We went back up the ladder and dried off, but we all had a fine patina of salt. The bus driver had been told we were running a bit late (we had to make it back to the ship by 4:30 because the ship was leaving at 5:00). Our driver got us back at 4:30 without any incident and we headed back on board, straight for the showers to debride.

After yet another wonderful dinner, we had the TV on and saw a broadcast of a late-night show from the Metropolis theater on ship hosted by Graham Seymour, our indefatigable cruise director, entitled "The Love & Marriage Show." He pulled three couples from the audience: newlyweds, a 25th wedding anniversary couple, and the longest-married couple there. The newlyweds turned out to be the couple that our dinner companions Don and Susan were there to take part in the wedding of (small world).

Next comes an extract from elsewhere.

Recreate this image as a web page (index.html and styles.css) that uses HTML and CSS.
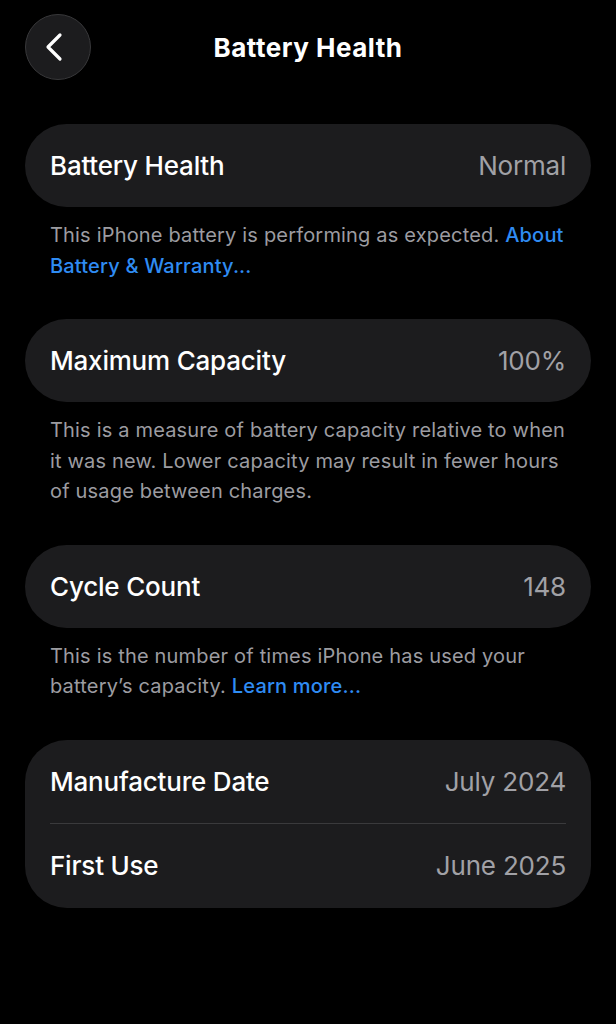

Graham asked the couples ten questions, which each person filled out separately. The couples were seated facing away from each other. The first was "When and where did you meet?" and there were many more like that: "Guys only: without looking, what is your wife wearing?" and "Was last night like Fourth of July fireworks, Thanksgiving turkey, or Memorial Day: remembering the dead?" For each answer that both people got right, the couple scored a point.

Graham Seymour did a good job of hosting the process and then had fun scoring the questions. Things took a weird turn when he got to question 6: "Sex took on a whole different turn after we made it *where*?" The newlyweds answer turned out to be "In the balcony of this theater late last night." This clearly broke new ground for the host and was the cause of a good deal of commentary by members of the audience. At the end of the game, everyone got prizes. It was a heckuva show.

The following day, we got to St. Maarten, but I've been typing for hours and hours and hours now and I'm going to stop now and post this and go shave and put on my tuxedo for another formal dinner. More soon.